The management of YUM projects a mid-single digit decline of earnings in 2013 due to the scandal in China but it also reassures its shareholders that the brand name will soon be restored, the scandal will fade away and the company will return to its normal growth rate. The stock of YUM has already gained 8% in the last two weeks, revealing that the market was too eager to take advantage of the bargain price.

An exception

Apple (NASDAQ:AAPL) has lost 35% of its value in the last five months, mainly due to its declining profit margins and the market perception that the company cannot perpetuate its great innovations. The company is greatly managed so some investors were looking forward to a price correction in order to purchase shares at a seemingly bargain price.

However, in my opinion, Apple is not suffering from a one-time headwind. The company that has been making monopoly-like profits thanks to its exceptional innovations is starting to face increasing competition from other companies, which is always the case in high-profit markets. I believe that Apple cannot sustain its past growth rates in the hugely competitive tech sector now that Jobs is gone and hence I consider the current stock price a risky entry point.


At some point the smart investor will be given the chance to purchase shares of even the greatest companies at a bargain price.
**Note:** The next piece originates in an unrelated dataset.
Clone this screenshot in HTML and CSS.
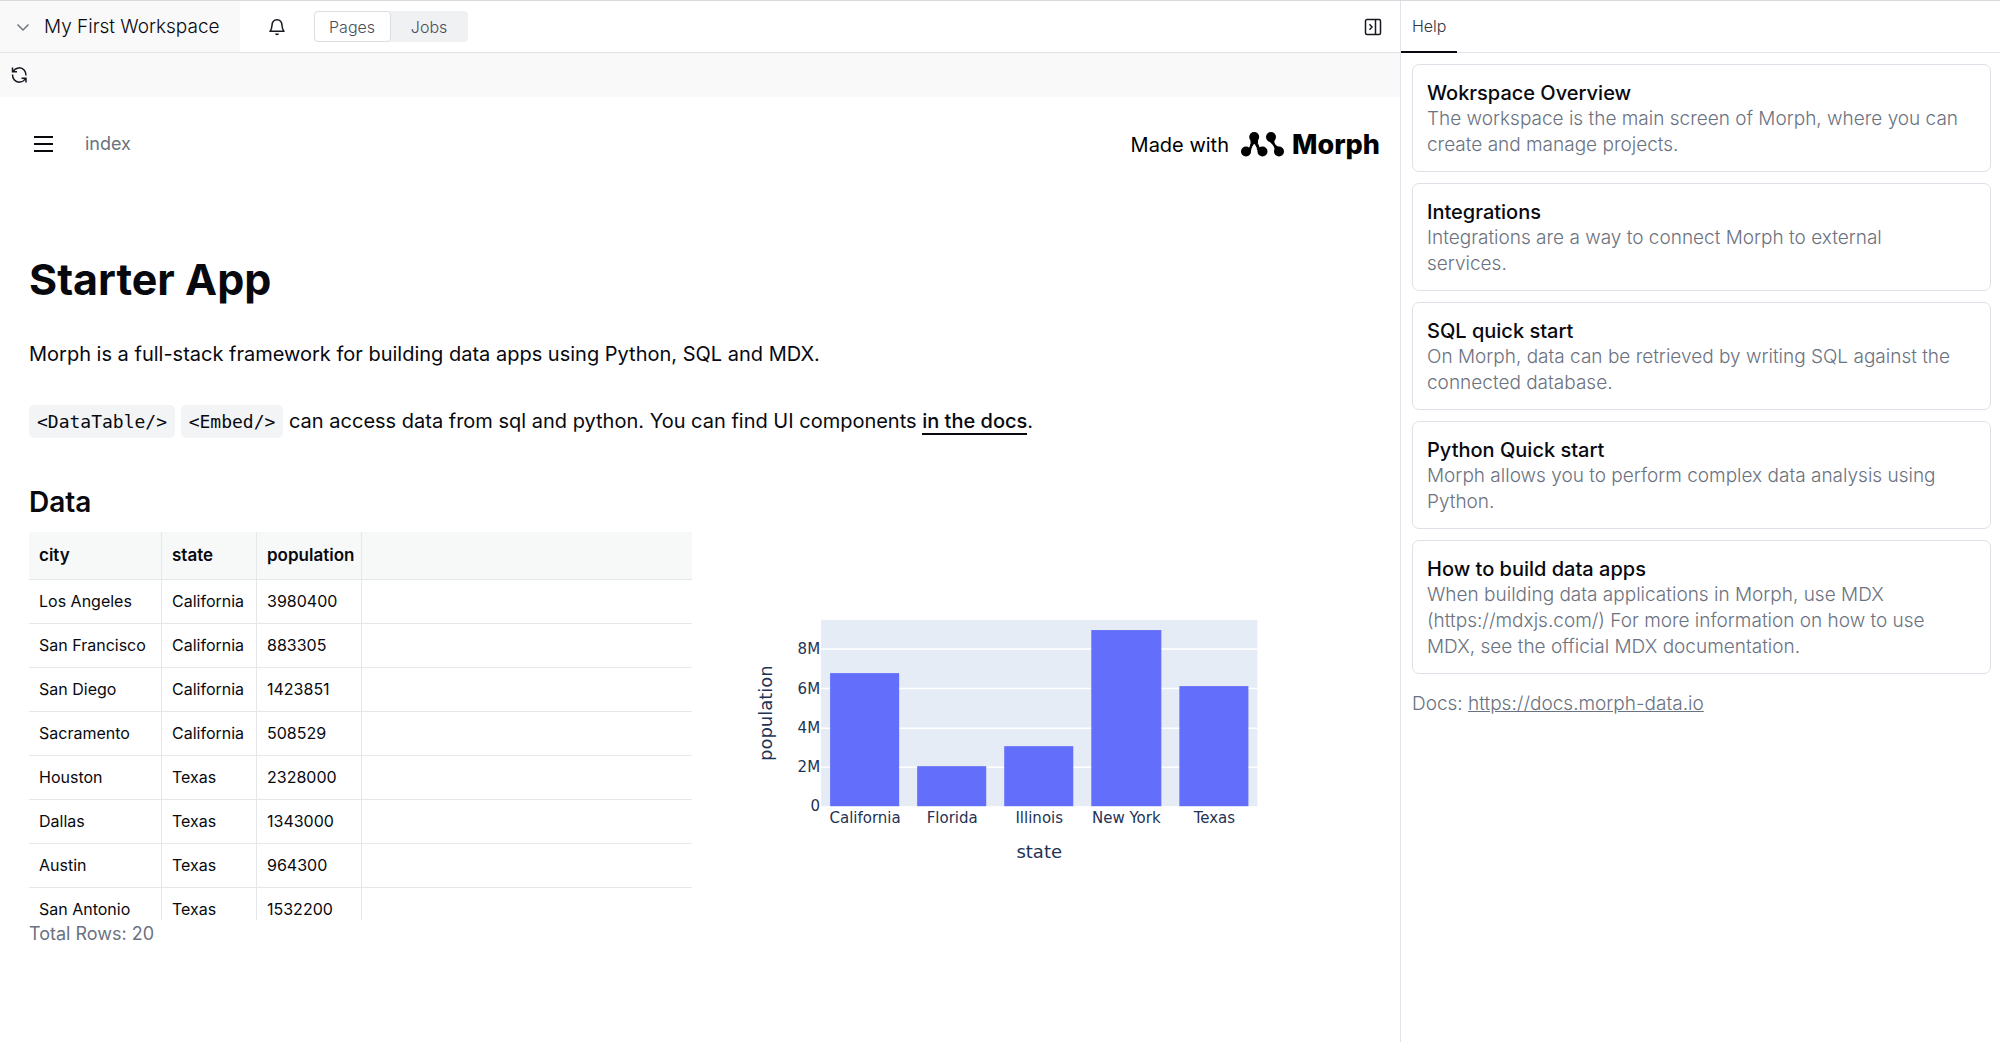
FILE: index.html
```html
<!DOCTYPE html>
<html lang="en">
<head>
<meta charset="utf-8">
<title>My First Workspace - Morph</title>
<link rel="stylesheet" href="styles.css">
</head>
<body>
<div class="app">
  <div class="workspace">
    <header class="topbar">
      <button class="workspace-switch" type="button">
        <svg class="icon" width="14" height="14" viewBox="0 0 14 14" aria-hidden="true"><path d="M1.500 4.500 7 10l5.500-5.500" fill="none" stroke="#71757f" stroke-width="1.500"/></svg>
        <span>My First Workspace</span>
      </button>
      <button class="icon-button bell" type="button" aria-label="Notifications">
        <svg class="icon" width="18" height="18" viewBox="0 0 18 18" aria-hidden="true"><path d="M2 13.200H16C14.600 11.700 14.200 10.600 14 7.500C13.800 3.500 12 1.700 9 1.700S4.200 3.500 4 7.500C3.800 10.600 3.400 11.700 2 13.200z" fill="none" stroke="#16181f" stroke-width="1.500" stroke-linejoin="round"/><path d="M7 15.500h4a2 1.800 0 0 1-4 0z" fill="#16181f"/></svg>
      </button>
      <nav class="segmented" aria-label="Sections">
        <button class="segment active" type="button">Pages</button>
        <button class="segment" type="button">Jobs</button>
      </nav>
      <button class="icon-button collapse" type="button" aria-label="Close panel">
        <svg class="icon" width="18" height="18" viewBox="0 0 18 18" aria-hidden="true"><path d="M3 1.500h12A1.500 1.500 0 0 1 16.500 3v12a1.500 1.500 0 0 1-1.500 1.500H3A1.500 1.500 0 0 1 1.500 15V3A1.500 1.500 0 0 1 3 1.500zM11.500 1.500v15M5.500 6.300 8 9l-2.500 2.700" fill="none" stroke="#16181f" stroke-width="1.500"/></svg>
      </button>
    </header>
    <div class="toolbar">
      <button class="icon-button" type="button" aria-label="Reload">
        <svg class="icon" width="18" height="18" viewBox="0 0 18 18" aria-hidden="true"><path d="M3 5.500C5.500 1 11.500 .8 14.300 4.200C15.600 5.800 16 7.500 16 9.500M15.500 12.500C13 17 7 17.200 4.200 13.800C2.900 12.200 2.500 10.500 2.500 8.500M2.500 1.500v4.300h4.500M16 16.500v-4.300h-4.500" fill="none" stroke="#16181f" stroke-width="1.500"/></svg>
      </button>
    </div>
    <div class="page-head">
      <button class="icon-button menu" type="button" aria-label="Menu">
        <svg class="icon" width="20" height="18" viewBox="0 0 20 18" aria-hidden="true"><path d="M0 2h19M0 9h19M0 16h19" stroke="#08090d" stroke-width="2"/></svg>
      </button>
      <span class="crumb">index</span>
      <a class="made-with" href="#">
        <span>Made with</span>
        <svg class="icon" width="43" height="25" viewBox="0 0 43 25" aria-hidden="true"><path d="M8 20C7.500 15.500 11 13.500 10 8H16.500C15.500 13.500 19.500 14.500 19 20L16.500 18C16.500 14.500 14.500 13 13.200 11C12 13 10 14.500 9.500 19z" stroke="#000" stroke-width="1"/><path d="M34 6.500C31.500 12 36.500 15 39.500 15.500L34 21.500C34.500 16 32 11.500 27 9z"/><circle cx="5" cy="19.500" r="5"/><circle cx="13.200" cy="5" r="5"/><circle cx="21.500" cy="19.500" r="5"/><circle cx="30" cy="5" r="5"/><circle cx="38" cy="19.500" r="5"/></svg>
        <strong class="brand">Morph</strong>
      </a>
    </div>
    <main class="content">
      <h1>Starter App</h1>
      <p>Morph is a full-stack framework for building data apps using Python, SQL and MDX.</p>
      <p><code>&lt;DataTable/&gt;</code> <code>&lt;Embed/&gt;</code> can access data from sql and python. You can find UI components <a class="doc-link" href="#">in the docs</a>.</p>
      <h2>Data</h2>
      <div class="panels">
        <section class="data">
          <div class="table-scroll">
            <table>
              <colgroup><col class="col-city"><col class="col-state"><col class="col-population"><col></colgroup>
              <thead><tr><th>city</th><th>state</th><th>population</th><td></td></tr></thead>
              <tbody>
                <tr><td>Los Angeles</td><td>California</td><td>3980400</td><td></td></tr>
                <tr><td>San Francisco</td><td>California</td><td>883305</td><td></td></tr>
                <tr><td>San Diego</td><td>California</td><td>1423851</td><td></td></tr>
                <tr><td>Sacramento</td><td>California</td><td>508529</td><td></td></tr>
                <tr><td>Houston</td><td>Texas</td><td>2328000</td><td></td></tr>
                <tr><td>Dallas</td><td>Texas</td><td>1343000</td><td></td></tr>
                <tr><td>Austin</td><td>Texas</td><td>964300</td><td></td></tr>
                <tr><td>San Antonio</td><td>Texas</td><td>1532200</td><td></td></tr>
              </tbody>
            </table>
          </div>
          <p class="total">Total Rows: 20</p>
        </section>
        <svg class="chart" viewBox="0 0 662 388" role="img" aria-label="Population by state">
          <rect x="111" y="88" width="436" height="186" fill="#e5ecf6"/>
          <path d="M111 117h436M111 156.500h436M111 196h436M111 235h436" stroke="#fff" stroke-width="1.500"/>
          <g fill="#636efa">
            <rect x="120" y="141" width="69" height="133"/>
            <rect x="207" y="234" width="69" height="40"/>
            <rect x="294" y="214" width="69" height="60"/>
            <rect x="381" y="98" width="70" height="176"/>
            <rect x="469" y="154" width="69" height="120"/>
          </g>
          <g class="tick" text-anchor="end">
            <text x="110" y="122">8M</text>
            <text x="110" y="162">6M</text>
            <text x="110" y="201">4M</text>
            <text x="110" y="240">2M</text>
            <text x="110" y="279">0</text>
          </g>
          <g class="tick" text-anchor="middle">
            <text x="155" y="291">California</text>
            <text x="242" y="291">Florida</text>
            <text x="329" y="291">Illinois</text>
            <text x="416" y="291">New York</text>
            <text x="504" y="291">Texas</text>
          </g>
          <text class="axis" x="329" y="326" text-anchor="middle">state</text>
          <text class="axis" transform="translate(62 181) rotate(-90)" text-anchor="middle">population</text>
        </svg>
      </div>
    </main>
  </div>
  <aside class="help">
    <nav class="tabs"><button class="tab" type="button">Help</button></nav>
    <div class="help-body">
      <article class="card"><h3>Wokrspace Overview</h3><p>The workspace is the main screen of Morph, where you can create and manage projects.</p></article>
      <article class="card"><h3>Integrations</h3><p>Integrations are a way to connect Morph to external services.</p></article>
      <article class="card"><h3>SQL quick start</h3><p>On Morph, data can be retrieved by writing SQL against the connected database.</p></article>
      <article class="card"><h3>Python Quick start</h3><p>Morph allows you to perform complex data analysis using Python.</p></article>
      <article class="card"><h3>How to build data apps</h3><p>When building data applications in Morph, use MDX (https://mdxjs.com/) For more information on how to use MDX, see the official MDX documentation.</p></article>
      <p class="docs">Docs: <a href="#">https://docs.morph-data.io</a></p>
    </div>
  </aside>
</div>
</body>
</html>
```
FILE: styles.css
```css
* { box-sizing: border-box; }
body {
  margin: 0;
  background: #fff;
  color: #08090f;
  font-family: Inter, "Liberation Sans", sans-serif;
  font-size: 20px;
}
h1, h2, h3, p { margin: 0; }
button {
  margin: 0;
  padding: 0;
  border: 0;
  background: none;
  color: inherit;
  font: inherit;
}
.icon { display: block; flex: none; }
.icon-button { display: flex; }

.app {
  display: flex;
  min-height: 100vh;
  border-top: 1px solid #d9d9db;
}
.workspace { flex: 1; min-width: 0; }

.topbar {
  display: flex;
  align-items: center;
  height: 52px;
  border-bottom: 1px solid #e2e3e6;
}
.workspace-switch {
  display: flex;
  align-items: center;
  align-self: stretch;
  gap: 14px;
  padding: 0 20px 0 16px;
  background: #f9f9fa;
  font-size: 19px;
  font-weight: 300;
}
.bell { margin: 0 28px; }
.segmented {
  display: flex;
  border-radius: 4px;
  background: #f0f1f3;
  color: #4b4f58;
  font-size: 16px;
  font-weight: 300;
}
.segment {
  width: 77px;
  height: 31px;
  border: 1px solid transparent;
  border-radius: 4px;
}
.segment.active { border-color: #dcdee2; background: #fff; }
.collapse { margin-left: auto; padding-right: 18px; }

.toolbar {
  display: flex;
  align-items: center;
  height: 44px;
  padding: 0 10px;
  background: #f9f9fa;
}

.page-head {
  display: flex;
  align-items: center;
  height: 93px;
  padding: 0 20px 0 34px;
}
.crumb { margin-left: 31px; color: #6b7280; font-size: 18px; }
.made-with {
  display: flex;
  align-items: center;
  gap: 8px;
  margin-left: auto;
  padding-top: 2px;
  color: #000;
  text-decoration: none;
}
.made-with .icon { margin-left: 4px; }
.brand { font-size: 27px; font-weight: 800; }

.content { padding: 57px 28px 0 29px; }
h1 { font-size: 43px; line-height: 64px; }
.content > p { line-height: 36px; }
h1 + p { margin-top: 25px; }
p + p { margin-top: 31px; }
code {
  padding: 6px 8px;
  border-radius: 5px;
  background: #f3f4f6;
  font-family: "DejaVu Sans Mono", monospace;
  font-size: 18px;
}
.doc-link {
  border-bottom: 2px solid #08090f;
  color: inherit;
  font-weight: 500;
  text-decoration: none;
}
h2 { margin-top: 44px; font-size: 28px; font-weight: 600; line-height: 36px; }

.panels {
  display: grid;
  grid-template-columns: 1fr 1fr;
  align-items: start;
  gap: 18px;
  margin-top: 12px;
}
.table-scroll { height: 388px; overflow: hidden; }
table {
  width: 100%;
  border-collapse: separate;
  border-spacing: 0;
  table-layout: fixed;
  font-size: 16px;
}
.col-city { width: 133px; }
.col-state { width: 95px; }
.col-population { width: 105px; }
th, td {
  height: 44px;
  padding: 0 0 2px 10px;
  border-right: 1px solid #e5e7eb;
  border-bottom: 1px solid #e5e7eb;
  text-align: left;
  white-space: nowrap;
}
thead th, thead td { height: 48px; background: #f7f8f8; font-size: 17px; font-weight: 600; }
tr > :last-child { border-right: 0; }
.total { color: #6b7280; font-size: 18px; line-height: 28px; }
.chart { display: block; width: 100%; }
.chart text { fill: #1f3354; font-family: "DejaVu Sans", sans-serif; }
.chart .tick { font-size: 15px; }
.chart .axis { font-size: 18px; }

.help {
  width: 30%;
  border-left: 1px solid #e2e3ea;
  font-size: 19px;
  font-weight: 300;
  line-height: 26px;
}
.tabs { display: flex; height: 52px; border-bottom: 1px solid #e2e3ea; }
.tab {
  height: 52px;
  padding: 0 11px;
  border-bottom: 2px solid #08090f;
  color: #33363f;
  font-size: 16px;
}
.help-body { display: grid; gap: 11px; padding: 11px 9px 0 11px; }
.card {
  padding: 15px 26px 13px 14px;
  border: 1px solid #dfe1e8;
  border-radius: 7px;
  color: #6b7280;
}
.card h3 { color: #08090f; font-size: 20px; font-weight: 500; line-height: 26px; }
.docs { margin-top: 6px; color: #6b7280; }
.docs a { color: inherit; }
```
If there is a one-time headwind that the company will soon leave behind, then the investor should be decisive enough to pull the trigger and buy the shares while the others are selling them in panic. However, the investor should always use good judgment and perform due diligence to determine whether the company will recover from the headwind or it will incur a permanent damage in its business.

Disclosure: I am long BP, CVX, XOM, YUM. I wrote this article myself, and it expresses my own opinions. I am not receiving compensation for it (other than from Seeking Alpha). I have no business relationship with any company whose stock is mentioned in this article.